We haven’t spoken in years, but he was one of the first people I ever met online. He was a few years older and I suspect it was a little embarrassing for him to have this adolescent kid with a rather obvious crush on him, but he was so unfailingly kind to me. I was in the first major depressive episode of my life and most of the time I just wanted to die. But fairly regularly my phone would ring late at night, a long-distance call all the way from the other side of the country, and a boy I’d never met would take some time to make a very sad girl laugh. He could always, always make me laugh, even on days when cracking a smile had felt like more than I could bear for most of the day.

I don’t know if I ever told him, or any of that group of friends with whom I have mostly lost touch over the years, how much they have to do with the fact that I lived through those years. I wish I had. I wish I had kept in touch. They were lifelines for me, and he in particular was a lifeline for me, at a time when I needed one badly. And there’s not a thing in the world I can do to return the favor. I can’t fix cancer with a phone call. I wouldn’t even know this was happening to him, if there weren’t still one friend we have in common after all these years.
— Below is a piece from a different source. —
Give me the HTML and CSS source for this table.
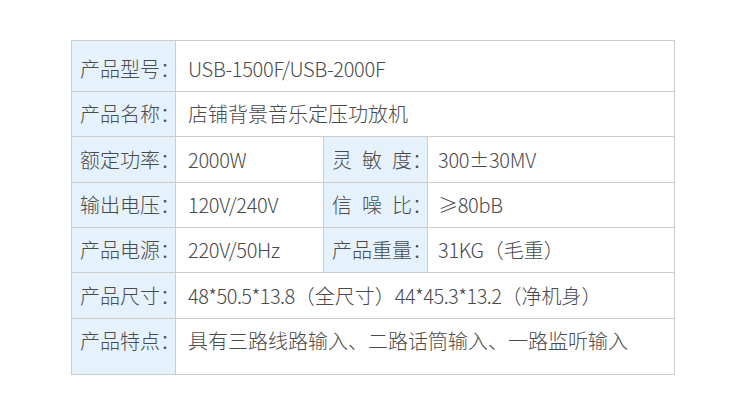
FILE: index.html
```html
<!DOCTYPE html>
<html lang="zh">
<head>
<meta charset="utf-8">
<link rel="stylesheet" href="styles.css">
</head>
<body>
<div class="page">
  <table class="spec">
    <colgroup>
      <col class="c-label"><col class="c-val1"><col class="c-label2"><col class="c-val2">
    </colgroup>
    <tr class="row first">
      <th>产品型号：</th>
      <td colspan="3"><span class="num">USB-1500F/USB-2000F</span></td>
    </tr>
    <tr class="row">
      <th>产品名称：</th>
      <td colspan="3">店铺背景音乐定压功放机</td>
    </tr>
    <tr class="row tall">
      <th>额定功率：</th>
      <td><span class="num">2000W</span></td>
      <th class="mid">灵&ensp;敏&ensp;度：</th>
      <td class="v2"><span class="num">300±30MV</span></td>
    </tr>
    <tr class="row">
      <th>输出电压：</th>
      <td><span class="num">120V/240V</span></td>
      <th class="mid">信&ensp;噪&ensp;比：</th>
      <td class="v2"><span class="num">≥80bB</span></td>
    </tr>
    <tr class="row">
      <th>产品电源：</th>
      <td><span class="num">220V/50Hz</span></td>
      <th class="mid">产品重量：</th>
      <td class="v2"><span class="num">31KG</span>（毛重）</td>
    </tr>
    <tr class="row tall">
      <th>产品尺寸：</th>
      <td colspan="3"><span class="num tight">48*50.5*13.8</span>（全尺寸）<span class="num tight">44*45.3*13.2</span>（净机身）</td>
    </tr>
    <tr class="row last">
      <th>产品特点：</th>
      <td colspan="3">具有三路线路输入、二路话筒输入、一路监听输入</td>
    </tr>
  </table>
</div>
</body>
</html>
```
FILE: styles.css
```css
html, body {
  margin: 0;
  padding: 0;
  background: #ffffff;
}
.page {
  padding: 40px 0 0 71px;
}
.spec {
  border-collapse: collapse;
  table-layout: fixed;
  width: 603px;
  font-family: "Noto Sans CJK SC", "Noto Sans", sans-serif;
  font-weight: 300;
  font-size: 20px;
  color: #4a4a4a;
}
.c-label { width: 104px; }
.c-val1 { width: 148px; }
.c-label2 { width: 104px; }
.c-val2 { width: 247px; }
.spec th, .spec td {
  border: 1px solid #cccccc;
  height: 44px;
  padding: 0;
  text-align: left;
  vertical-align: middle;
  white-space: nowrap;
  overflow: visible;
  line-height: 26px;
}
.spec th {
  font-weight: 300;
  background: #e5f2fc;
  padding-left: 8px;
}
.spec td {
  padding-left: 12px;
}
.spec th.mid {
  padding-left: 8px;
}
.spec td.v2 {
  padding-left: 10px;
}
.num {
  letter-spacing: -0.3px;
}
.num.tight {
  letter-spacing: -0.55px;
}
.tall th, .tall td {
  height: 45px;
}
.first th, .first td {
  height: 44px;
  padding-top: 6px;
}
.last th, .last td {
  height: 44px;
  padding-bottom: 11px;
}
```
We never did meet, but we exchanged pictures once, and somewhere I still have my picture of him. I don’t know where it is right now, but I can call it up in my memory. He’s outdoors somewhere, smiling, and so young although he looked terribly adult to me at the time. That’s how he still is in my head, a young happy-looking boy outside on a beautiful day, and a warm laughing voice on the phone. I don’t know how to picture him sick in a hospital bed, I don’t know how to imagine that voice tired and sad and not laughing anymore. I hope that’s because wherever he is, even if he is tired and sad, he still has that same terrific laugh. I don’t think I want to be an adult anymore if it means someone only a little older than I am, someone I’ve known since I was about twelve, is dying. He was a good guy and I’m sure he still is, and although we haven’t spoken in a long time, I’m absolutely positive that the world is a better place for having him in it.

I don’t know what to do with this overwhelming sadness and anger I’m feeling tonight at the idea that he may be gone from it much, much sooner than he should. I’d like someone to just hug me and tell me it’s all going to be okay, he’s going to be okay, that bad things like this don’t happen to the people who touch your life so strongly, if briefly. But of course that’s not true, and I know that because I’m a grown-up now. I think I’d like a break from being one.